12 Ağustos 2011 Cuma

nikotin

biz eskiden temiz kalan tek yerdir devrim derdik. yapacak bişey yoktu, inanmıştık buna. temiz kalmak ne demekse artık. sahi artık temiz kalmak ne demek?

candan daha yakın bir dostuma açmıştım bu konuyu gecelerden bir gece. demiştim ki temiz kalmak temiz kalmaktır işte, herkes olanca gücüyle çekerken seni ipin bir ucundan, yerinden bir santim kımıldamamaktır, içinden gelmiyorsa asla gülmemektir başkasının yüzüne sırf seni daha çok sevsinler diye. yakışmayan sana, üzerinde şık durmayan hiçbir hali kabul etmemektir, ne biliyim ya, temiz kalmak orda onlara ilişmeden, eğlenmek kendi başına, zaten neşesi yeter.

o benimle aynı fikirde değildi. zaten bazen, kimse seninle aynı fikirde olmaz ya, sırf sen temiz kaldığını düşün de daha dik yürüyebil diye. dostlar bazen bizi çok düşünür gibi yaparken, en ufak bir fikirleri bile olmaz.

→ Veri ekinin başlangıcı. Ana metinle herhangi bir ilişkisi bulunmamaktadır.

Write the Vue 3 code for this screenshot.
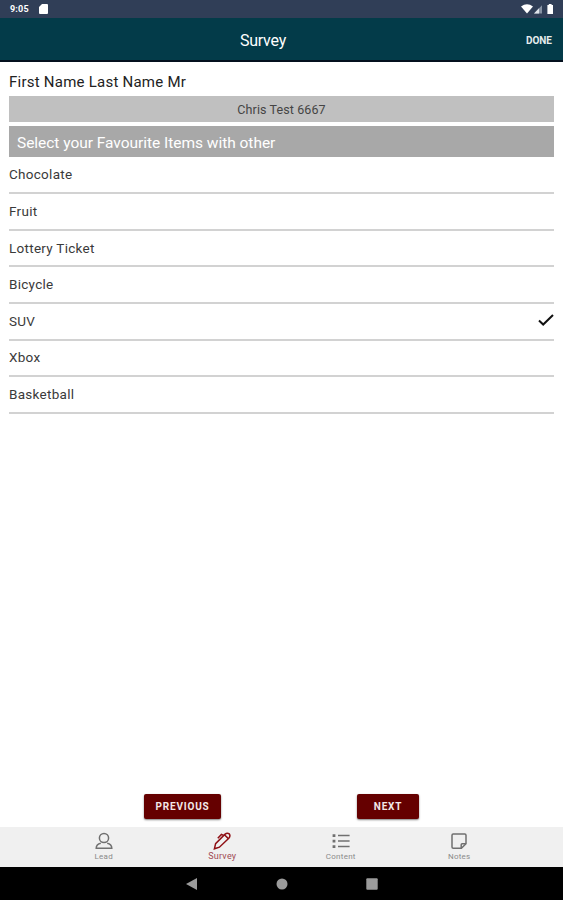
<template>
  <div class="screen">
    <!-- Status bar -->
    <div class="status-bar">
      <span class="clock">9:05</span>
      <svg class="sd-icon" viewBox="0 0 9 10">
        <path d="M3 0H8Q9 0 9 1V9Q9 10 8 10H1Q0 10 0 9V3Z" fill="#fff" />
      </svg>
      <svg class="signal-icons" viewBox="0 0 33 10">
        <path d="M0 2.4Q6 -2 12 2.4L6 9.6Z" fill="#fff" />
        <path d="M13 9.4L21 1.2V9.4Z" fill="#8792a3" />
        <path d="M13 9.4L18 4.2V9.4Z" fill="#dfe4ea" />
        <path d="M26.4 1H27.8V0H30.6V1H32V10H26.4Z" fill="#fff" />
      </svg>
    </div>

    <!-- Header -->
    <header class="header">
      <h1 class="header-title">Survey</h1>
      <button class="done-btn">DONE</button>
    </header>

    <!-- Survey question -->
    <main class="content">
      <div class="field-label">First Name Last Name Mr</div>
      <div class="field-value">Chris Test 6667</div>
      <div class="question">Select your Favourite Items with other</div>
      <ul class="options">
        <li
          v-for="item in options"
          :key="item"
          class="option"
          @click="selected = item"
        >
          <span>{{ item }}</span>
          <svg v-if="selected === item" class="check" viewBox="0 0 16 12">
            <path d="M1 6.5L5.2 10.5L15 1" fill="none" stroke="#111" stroke-width="2" />
          </svg>
        </li>
      </ul>
    </main>

    <div class="actions">
      <button class="btn btn-previous">PREVIOUS</button>
      <button class="btn btn-next">NEXT</button>
    </div>

    <!-- Tab bar -->
    <nav class="tab-bar">
      <div
        v-for="tab in tabs"
        :key="tab"
        :class="['tab', { active: activeTab === tab }]"
        @click="activeTab = tab"
      >
        <svg class="tab-icon" viewBox="0 0 20 18">
          <template v-if="tab === 'Lead'">
            <circle cx="10" cy="6" r="4.6" />
            <path d="M6.8 11.2C4 11.8 2.2 13.2 2.2 16.2H17.8C17.8 13.2 16 11.8 13.2 11.2" />
          </template>
          <template v-else-if="tab === 'Survey'">
            <path d="M2.4 16.8L3.6 11.6L12.8 2.4Q15.2 .4 17.2 1.8Q18.8 3.8 16.8 6.2L7.4 15.2Z" />
            <path d="M12.4 2.8L16.4 6.6M11.6 3.4L9.4 2.4L5.8 6.2" />
          </template>
          <template v-else-if="tab === 'Content'">
            <path d="M1.6 3.6H4.4M1.6 9.1H4.4M1.6 14.6H4.4" stroke-width="2.6" />
            <path d="M7 3.6H18.6M7 9.1H18.6M7 14.6H18.6" />
          </template>
          <template v-else>
            <path d="M4.2 2H15.8Q17 2 17 3.2V11.7L12.4 16.3H4.2Q3 16.3 3 15.1V3.2Q3 2 4.2 2Z" />
            <path d="M12.2 16.3V12.7Q12.2 11.7 13.2 11.7H17" />
          </template>
        </svg>
        <span class="tab-label">{{ tab }}</span>
      </div>
    </nav>

    <!-- Android navigation -->
    <div class="system-nav">
      <svg viewBox="0 0 12 12"><path d="M0 6L11 0V12Z" /></svg>
      <svg viewBox="0 0 12 12"><circle cx="6" cy="6" r="5.5" /></svg>
      <svg viewBox="0 0 12 12"><rect x=".3" y=".3" width="11.4" height="11.4" rx="1" /></svg>
    </div>
  </div>
</template>

<script setup>
import { ref } from 'vue'

const options = ['Chocolate', 'Fruit', 'Lottery Ticket', 'Bicycle', 'SUV', 'Xbox', 'Basketball']
const selected = ref('SUV')

const tabs = ['Lead', 'Survey', 'Content', 'Notes']
const activeTab = ref('Survey')
</script>

<style scoped>
.screen {
  display: flex;
  flex-direction: column;
  height: 100vh;
  background: #fff;
  color: #3a3a3a;
  font-family: Roboto, "Liberation Sans", sans-serif;
}

/* Status bar */
.status-bar {
  display: flex;
  align-items: center;
  height: 18px;
  padding: 0 9px 0 10px;
  background: #303e57;
}

.clock {
  width: 29px;
  color: #fff;
  font-size: 9px;
  font-weight: 700;
  letter-spacing: 0.2px;
}

.sd-icon {
  width: 9px;
  height: 10px;
}

.signal-icons {
  width: 33px;
  height: 10px;
  margin-left: auto;
}

/* Header */
.header {
  display: flex;
  align-items: center;
  box-sizing: border-box;
  height: 44px;
  padding: 3px 11px 0 0;
  border-bottom: 2px solid #04101e;
  background: #033b49;
  color: #fff;
}

.header-title {
  flex: 1;
  margin: 0;
  font-size: 16px;
  font-weight: 400;
  letter-spacing: -0.25px;
  text-align: center;
}

.done-btn {
  padding: 0;
  border: 0;
  background: none;
  color: #e6ecee;
  font-family: inherit;
  font-size: 10px;
  font-weight: 700;
}

/* Survey question */
.content {
  flex: 1;
  padding: 10px 9px 0;
}

.field-label {
  height: 23.5px;
  line-height: 21px;
  color: #222;
  font-size: 15px;
  letter-spacing: 0.24px;
}

.field-value {
  height: 26px;
  line-height: 27px;
  background: #c0c0c0;
  color: #444;
  font-size: 12.5px;
  letter-spacing: 0.1px;
  text-align: center;
}

.question {
  height: 31.5px;
  margin-top: 4px;
  padding-left: 8px;
  background: #a8a8a8;
  color: #fff;
  font-size: 15.5px;
  line-height: 34px;
  letter-spacing: -0.03px;
}

.options {
  margin: 0;
  padding: 0.6px 0 0;
  list-style: none;
}

.option {
  display: flex;
  align-items: center;
  justify-content: space-between;
  box-sizing: border-box;
  height: 36.6px;
  padding-bottom: 1px;
  border-bottom: 2px solid #d2d2d2;
  font-size: 13.5px;
  letter-spacing: 0.28px;
}

.check {
  width: 16px;
  height: 12px;
  margin-top: -1px;
}

/* Previous / next */
.actions {
  display: flex;
  justify-content: center;
  gap: 136px;
  height: 33px;
}

.btn {
  height: 25px;
  padding: 0;
  border: 0;
  border-radius: 2px;
  background: #650000;
  box-shadow: 0 1px 2px rgba(0, 0, 0, 0.5);
  color: #f3e8e8;
  font-family: inherit;
  font-size: 10px;
  font-weight: 700;
  letter-spacing: 0.8px;
}

.btn-previous {
  width: 77px;
}

.btn-next {
  width: 62px;
}

/* Tab bar */
.tab-bar {
  display: grid;
  grid-template-columns: repeat(4, 1fr);
  height: 40px;
  padding: 0 44.5px;
  background: #f0f0f0;
}

.tab {
  display: flex;
  flex-direction: column;
  align-items: center;
  padding-top: 5px;
  color: #707070;
}

.tab.active {
  color: #8f1015;
}

.tab-icon {
  width: 20px;
  height: 18px;
  fill: none;
  stroke: currentColor;
  stroke-width: 1.5;
}

.tab-label {
  margin-top: 1px;
  color: #8a8a8a;
  font-size: 8px;
  line-height: 11px;
  letter-spacing: 0.25px;
}

.tab.active .tab-label {
  color: #a04a52;
  font-size: 9px;
}

/* Android navigation */
.system-nav {
  display: flex;
  align-items: center;
  justify-content: center;
  gap: 78px;
  height: 33px;
  background: #000;
}

.system-nav svg {
  width: 12px;
  height: 12px;
  fill: #9b9b9b;
}
</style>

hani düşün o lanet, melun ve de ıssız adaya iki kişi düşmüşsün. kafandan başka yükün yok. yanına da birini vermişler, soruyu sorduklarında kimi almak istiyorsan onu işte. ıssız ada yani, allah'tan saat yok yoksa hepten kafayı yerdin. yanında saat gibi biri var ama. adaya düşmeden önce biriktirdiğin her şeyi ona anlatman lazım. sanki o an'a kadar hep bunun için yaşamışsın gibi. o da aynısını senin için yaşamış gibi. ne kadar? ben en çok bunu merak ediyorum o ikisi ne kadar tek bir insan olabilecek? eritecekse bizi ıssız ada tek potada eritsin. öyle kolay mı?

değil. hiçbir şey kolay değil. sudan çıkmış balığa dönmek de, kendine her zamankinden fazla inanmak zorunda kalmak da kolay değil. hem kolay değil yeniden takvimlere bakmak, ayı, günü saymak. bir kuş gelse de gagasında bütün dünyayı taşısa, götürse uzaklara. söz veriyorum aşağı bakmaktan korkmayacağım.